What the task requires. Please list all lines of the material below in which the string "React" occurs.

═════ Dataset extract ═════

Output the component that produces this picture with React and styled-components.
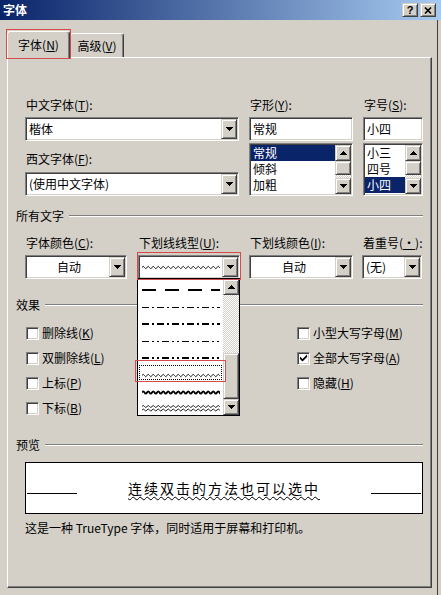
import React from "react";
import styled, { createGlobalStyle, css } from "styled-components";

const FACE = "#d4d0c8";
const SHADOW = "#808080";
const DARK = "#404040";
const NAVY = "#0a246a";
const MARK = "#d64a4a";

const GlobalStyle = createGlobalStyle`
  * { box-sizing: border-box; }
  html, body { margin: 0; padding: 0; background: ${FACE}; }
  body {
    font-family: "Noto Sans CJK SC", "Liberation Sans", sans-serif;
    font-size: 12px;
    line-height: 14px;
    color: #000;
  }
  u { text-underline-offset: 1px; }
`;

// classic 3d borders
const sunken = css`
  border: 1px solid;
  border-color: ${SHADOW} #fff #fff ${SHADOW};
  box-shadow: inset 1px 1px 0 ${DARK}, inset -1px -1px 0 ${FACE};
  padding: 1px;
`;

const raised = css`
  background: ${FACE};
  border: 1px solid;
  border-color: ${FACE} ${DARK} ${DARK} ${FACE};
  box-shadow: inset 1px 1px 0 #fff, inset -1px -1px 0 ${SHADOW};
`;

const Window = styled.div`
  width: 441px;
  height: 595px;
  background: ${FACE};
  display: flex;
  flex-direction: column;
  overflow: hidden;
`;

const TitleBar = styled.div`
  flex: none;
  height: 20px;
  display: flex;
  align-items: center;
  gap: 2px;
  padding: 0 5px 0 3px;
  background: linear-gradient(to right, ${NAVY}, #a6caf0);
`;

const Title = styled.span`
  flex: 1;
  color: #fff;
  font-weight: bold;
`;

const CaptionButton = styled.div`
  ${raised};
  width: 16px;
  height: 14px;
  display: flex;
  align-items: center;
  justify-content: center;
  font-family: "Liberation Sans", sans-serif;
  font-weight: bold;
  font-size: 11px;
  line-height: 12px;
`;

const Body = styled.div`
  flex: 1;
  display: flex;
  flex-direction: column;
  padding: 11px 5px 7px 7px;
  margin-right: 3px;
  border-right: 1px solid ${DARK};
`;

const TabStrip = styled.div`
  flex: none;
  height: 26px;
  display: flex;
  align-items: flex-end;
`;

const Tab = styled.div`
  position: relative;
  width: ${(p) => p.$w}px;
  height: ${(p) => (p.$active ? 27 : 24)}px;
  margin-bottom: ${(p) => (p.$active ? -1 : 0)}px;
  z-index: ${(p) => (p.$active ? 1 : 0)};
  background: ${FACE};
  border: 1px solid;
  border-bottom: none;
  border-color: #fff ${DARK} transparent #fff;
  box-shadow: inset -1px 0 0 ${SHADOW};
  border-radius: 3px 3px 0 0;
  display: flex;
  align-items: center;
  justify-content: center;
  white-space: nowrap;
`;

const Panel = styled.div`
  flex: 1;
  display: flex;
  flex-direction: column;
  border: 1px solid;
  border-color: #fff ${DARK} ${DARK} #fff;
  box-shadow: inset -1px -1px 0 ${SHADOW};
  padding: 40px 8px 0 8px;
`;

const Indent = styled.div`
  margin-left: ${(p) => p.$l ?? 9}px;
  margin-top: ${(p) => p.$t ?? 0}px;
`;

const GroupHeader = styled.div`
  display: flex;
  align-items: center;
  gap: 5px;
  margin-top: ${(p) => p.$t}px;
`;

const Etch = styled.div`
  flex: 1;
  height: 2px;
  border-top: 1px solid ${SHADOW};
  border-bottom: 1px solid #fff;
`;

const FontGrid = styled.div`
  display: grid;
  grid-template-columns: 214px 104px 60px;
  column-gap: 10px;
`;

const Column = styled.div`
  display: flex;
  flex-direction: column;
  gap: ${(p) => p.$gap ?? 0}px;
`;

const Field = styled.div`
  display: flex;
  flex-direction: column;
  gap: ${(p) => p.$gap ?? 5}px;
`;

const Label = styled.div`
  padding-left: 1px;
  white-space: nowrap;
`;

const Anchor = styled.div`
  position: relative;
  align-self: flex-start;
`;

const ComboBox = styled.div`
  ${sunken};
  width: ${(p) => p.$w}px;
  height: 24px;
  background: #fff;
  display: flex;
`;

const ComboValue = styled.div`
  flex: 1;
  display: flex;
  align-items: center;
  justify-content: ${(p) => (p.$center ? "center" : "flex-start")};
  padding-left: 2px;
  white-space: nowrap;
`;

const DropButton = styled.div`
  ${raised};
  width: 16px;
  display: flex;
  align-items: center;
  justify-content: center;
`;

const TextBox = styled.div`
  ${sunken};
  height: 24px;
  background: #fff;
  padding: 1px 3px;
  line-height: 20px;
`;

const ListBox = styled.div`
  ${sunken};
  height: ${(p) => p.$h}px;
  margin-top: 2px;
  background: #fff;
  display: flex;
`;

const ListItems = styled.div`
  flex: 1;
  display: flex;
  flex-direction: column;
  overflow: hidden;
`;

const ListItem = styled.div`
  flex: none;
  height: 16px;
  line-height: 16px;
  padding-left: 2px;
  background: ${(p) => (p.$selected ? NAVY : "transparent")};
  color: ${(p) => (p.$selected ? "#fff" : "#000")};
  white-space: nowrap;
`;

const Bar = styled.div`
  width: 16px;
  flex: none;
  display: flex;
  flex-direction: column;
`;

const ArrowButton = styled.div`
  ${raised};
  flex: none;
  height: 16px;
  display: flex;
  align-items: center;
  justify-content: center;
`;

const Track = styled.div`
  flex: 1;
  display: flex;
  flex-direction: column;
  justify-content: ${(p) => (p.$at === "end" ? "flex-end" : "flex-start")};
  background: repeating-conic-gradient(${FACE} 0 25%, #fff 0 50%) 0 0 / 2px 2px;
`;

const Thumb = styled.div`
  ${raised};
  flex: none;
  height: ${(p) => p.$h}px;
`;

const ColorGrid = styled.div`
  display: grid;
  grid-template-columns: 113px 111px 113px 61px;
`;

const DropList = styled.div`
  position: absolute;
  left: -1px;
  top: calc(100% - 1px);
  width: 103px;
  height: 138px;
  background: #fff;
  border: 1px solid #000;
  display: flex;
  z-index: 5;
`;

const DropItems = styled.div`
  flex: 1;
  display: flex;
  flex-direction: column;
`;

const DropItem = styled.div`
  position: relative;
  flex: none;
  height: 17px;
  padding: 3px 0 0 4px;
  outline: ${(p) => (p.$focus ? "1px dotted #000" : "none")};
  outline-offset: -2px;
`;

const Highlight = styled.div`
  position: absolute;
  top: ${(p) => p.$t}px;
  right: ${(p) => p.$r}px;
  bottom: ${(p) => p.$b}px;
  left: ${(p) => p.$l}px;
  border: 1px solid ${MARK};
  pointer-events: none;
  z-index: 6;
`;

const EffectGrid = styled.div`
  display: grid;
  grid-template-columns: 124px 147px 1fr;
  margin: 13px 0 0 10px;
`;

const EffectColumn = styled.div`
  display: flex;
  flex-direction: column;
  gap: 9px;
`;

const Check = styled.div`
  height: 16px;
  display: flex;
  align-items: center;
  gap: 3px;
  white-space: nowrap;
`;

const Box = styled.span`
  ${sunken};
  width: 13px;
  height: 13px;
  background: #fff;
  display: flex;
  align-items: center;
  justify-content: center;
`;

const PreviewBox = styled.div`
  height: 52px;
  margin-top: 10px;
  background: #fff;
  border: 1px solid #000;
  padding: 0 1px;
  display: flex;
  align-items: center;
`;

const PreviewRow = styled.div`
  flex: 1;
  display: flex;
  align-items: baseline;
`;

const Rule = styled.div`
  width: 50px;
  height: 0;
  border-top: 1px solid #000;
`;

const PreviewText = styled.div`
  flex: 1;
  text-align: center;
  font-size: 14px;
  line-height: 20px;
  letter-spacing: 2px;
  text-decoration: underline wavy #000;
  text-decoration-thickness: 1px;
  text-underline-offset: 2px;
`;

const Caption = styled.div`
  margin-top: 7px;
`;

// --- small drawings ---

const Arrow = ({ up }) => (
  <svg width="7" height="4" viewBox="0 0 7 4" shapeRendering="crispEdges">
    <polygon points={up ? "3.5,0 7,4 0,4" : "0,0 7,0 3.5,4"} fill="#000" />
  </svg>
);

const wavePath = (width, y, period, amp) => {
  const half = period / 2;
  let d = `M0 ${y} q ${half / 2} ${-amp * 2} ${half} 0`;
  for (let x = half; x < width; x += half) d += ` t ${half} 0`;
  return d;
};

const SAMPLE_W = 78;

const dashes = {
  dash: ["14 9", 2],
  dashDot: ["7 3 2 3", 1],
  dashDotHeavy: ["7 3 2 3", 2],
  dashDotDot: ["7 3 2 3 2 3", 1],
  dashDotDotHeavy: ["7 3 2 3 2 3", 2],
};

const LineSample = ({ kind }) => {
  if (kind === "wave" || kind === "waveHeavy") {
    return (
      <svg width={SAMPLE_W} height="7">
        <path
          d={wavePath(SAMPLE_W, 3.5, 5, 1.2)}
          fill="none"
          stroke="#000"
          strokeWidth={kind === "wave" ? 0.9 : 1.8}
        />
      </svg>
    );
  }
  if (kind === "waveDouble") {
    return (
      <svg width={SAMPLE_W} height="9">
        <path d={wavePath(SAMPLE_W, 2.5, 5, 1)} fill="none" stroke="#000" strokeWidth="0.9" />
        <path d={wavePath(SAMPLE_W, 6, 5, 1)} fill="none" stroke="#000" strokeWidth="0.9" />
      </svg>
    );
  }
  const [dash, w] = dashes[kind];
  const y = w === 2 ? 3 : 3.5;
  return (
    <svg width={SAMPLE_W} height="7">
      <line x1="0" x2={SAMPLE_W} y1={y} y2={y} stroke="#000" strokeWidth={w} strokeDasharray={dash} />
    </svg>
  );
};

const ScrollBar = ({ thumb, at }) => (
  <Bar>
    <ArrowButton>
      <Arrow up />
    </ArrowButton>
    <Track $at={at}>
      <Thumb $h={thumb} />
    </Track>
    <ArrowButton>
      <Arrow />
    </ArrowButton>
  </Bar>
);

const Combo = ({ width, center, children }) => (
  <ComboBox $w={width}>
    <ComboValue $center={center}>{children}</ComboValue>
    <DropButton>
      <Arrow />
    </DropButton>
  </ComboBox>
);

const CheckBox = ({ checked, children }) => (
  <Check>
    <Box>
      {checked && (
        <svg width="7" height="8" viewBox="0 0 7 8">
          <polygon points="0,2.5 2.5,5 7,0.5 7,3 2.5,7.5 0,5" fill="#000" />
        </svg>
      )}
    </Box>
    <span>{children}</span>
  </Check>
);

const lineStyles = [
  "dash",
  "dashDot",
  "dashDotHeavy",
  "dashDotDot",
  "dashDotDotHeavy",
  "wave",
  "waveHeavy",
  "waveDouble",
];

export default function App() {
  return (
    <>
      <GlobalStyle />
      <Window>
        <TitleBar>
          <Title>字体</Title>
          <CaptionButton>?</CaptionButton>
          <CaptionButton>
            <svg width="8" height="7" viewBox="0 0 8 7">
              <path d="M1 0.5 L7 6.5 M7 0.5 L1 6.5" stroke="#000" strokeWidth="1.6" />
            </svg>
          </CaptionButton>
        </TitleBar>

        <Body>
          <TabStrip>
            <Tab $active $w={63}>
              字体(<u>N</u>)
              <Highlight $t={-3} $r={-2} $b={-1} $l={-2} />
            </Tab>
            <Tab $w={54}>
              高级(<u>V</u>)
            </Tab>
          </TabStrip>

          <Panel>
            <Indent>
              <FontGrid>
                <Column $gap={11}>
                  <Field>
                    <Label>
                      中文字体(<u>T</u>):
                    </Label>
                    <Combo width={214}>楷体</Combo>
                  </Field>
                  <Field $gap={6}>
                    <Label>
                      西文字体(<u>F</u>):
                    </Label>
                    <Combo width={214}>(使用中文字体)</Combo>
                  </Field>
                </Column>

                <Field>
                  <Label>
                    字形(<u>Y</u>):
                  </Label>
                  <Column>
                    <TextBox>常规</TextBox>
                    <ListBox $h={53}>
                      <ListItems>
                        <ListItem $selected>常规</ListItem>
                        <ListItem>倾斜</ListItem>
                        <ListItem>加粗</ListItem>
                      </ListItems>
                      <ScrollBar thumb={14} />
                    </ListBox>
                  </Column>
                </Field>

                <Field>
                  <Label>
                    字号(<u>S</u>):
                  </Label>
                  <Column>
                    <TextBox>小四</TextBox>
                    <ListBox $h={53}>
                      <ListItems>
                        <ListItem>小三</ListItem>
                        <ListItem>四号</ListItem>
                        <ListItem $selected>小四</ListItem>
                      </ListItems>
                      <ScrollBar thumb={14} />
                    </ListBox>
                  </Column>
                </Field>
              </FontGrid>
            </Indent>

            <GroupHeader $t={13}>
              <span>所有文字</span>
              <Etch />
            </GroupHeader>

            <Indent $t={13}>
              <ColorGrid>
                <Field>
                  <Label>
                    字体颜色(<u>C</u>):
                  </Label>
                  <Combo width={102} center>
                    自动
                  </Combo>
                </Field>
                <Field>
                  <Label>
                    下划线线型(<u>U</u>):
                  </Label>
                  <Anchor>
                    <Combo width={102}>
                      <LineSample kind="wave" />
                    </Combo>
                    <Highlight $t={-3} $r={-1} $b={-1} $l={-1} />
                    <DropList>
                      <DropItems>
                        {lineStyles.map((kind) => (
                          <DropItem key={kind} $focus={kind === "wave"}>
                            <LineSample kind={kind} />
                            {kind === "wave" && <Highlight $t={-4} $r={-3} $b={-1} $l={-3} />}
                          </DropItem>
                        ))}
                      </DropItems>
                      <ScrollBar thumb={46} at="end" />
                    </DropList>
                  </Anchor>
                </Field>
                <Field>
                  <Label>
                    下划线颜色(<u>I</u>):
                  </Label>
                  <Combo width={104} center>
                    自动
                  </Combo>
                </Field>
                <Field>
                  <Label>
                    着重号(<u>·</u>):
                  </Label>
                  <Combo width={60}>(无)</Combo>
                </Field>
              </ColorGrid>
            </Indent>

            <GroupHeader $t={19}>
              <span>效果</span>
              <Etch />
            </GroupHeader>

            <EffectGrid>
              <EffectColumn>
                <CheckBox>
                  删除线(<u>K</u>)
                </CheckBox>
                <CheckBox>
                  双删除线(<u>L</u>)
                </CheckBox>
                <CheckBox>
                  上标(<u>P</u>)
                </CheckBox>
                <CheckBox>
                  下标(<u>B</u>)
                </CheckBox>
              </EffectColumn>
              <EffectColumn>
                <CheckBox>
                  阴影(<u>W</u>)
                </CheckBox>
                <CheckBox>
                  空心(<u>O</u>)
                </CheckBox>
                <CheckBox>
                  阳文(<u>E</u>)
                </CheckBox>
              </EffectColumn>
              <EffectColumn>
                <CheckBox>
                  小型大写字母(<u>M</u>)
                </CheckBox>
                <CheckBox checked>
                  全部大写字母(<u>A</u>)
                </CheckBox>
                <CheckBox>
                  隐藏(<u>H</u>)
                </CheckBox>
              </EffectColumn>
            </EffectGrid>

            <GroupHeader $t={22}>
              <span>预览</span>
              <Etch />
            </GroupHeader>

            <Indent>
              <PreviewBox>
                <PreviewRow>
                  <Rule />
                  <PreviewText>连续双击的方法也可以选中</PreviewText>
                  <Rule />
                </PreviewRow>
              </PreviewBox>
              <Caption>这是一种 TrueType 字体，同时适用于屏幕和打印机。</Caption>
            </Indent>
          </Panel>
        </Body>
      </Window>
    </>
  );
}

═════

Final answer.
Output the component that produces this picture with React and styled-components.
import React from "react";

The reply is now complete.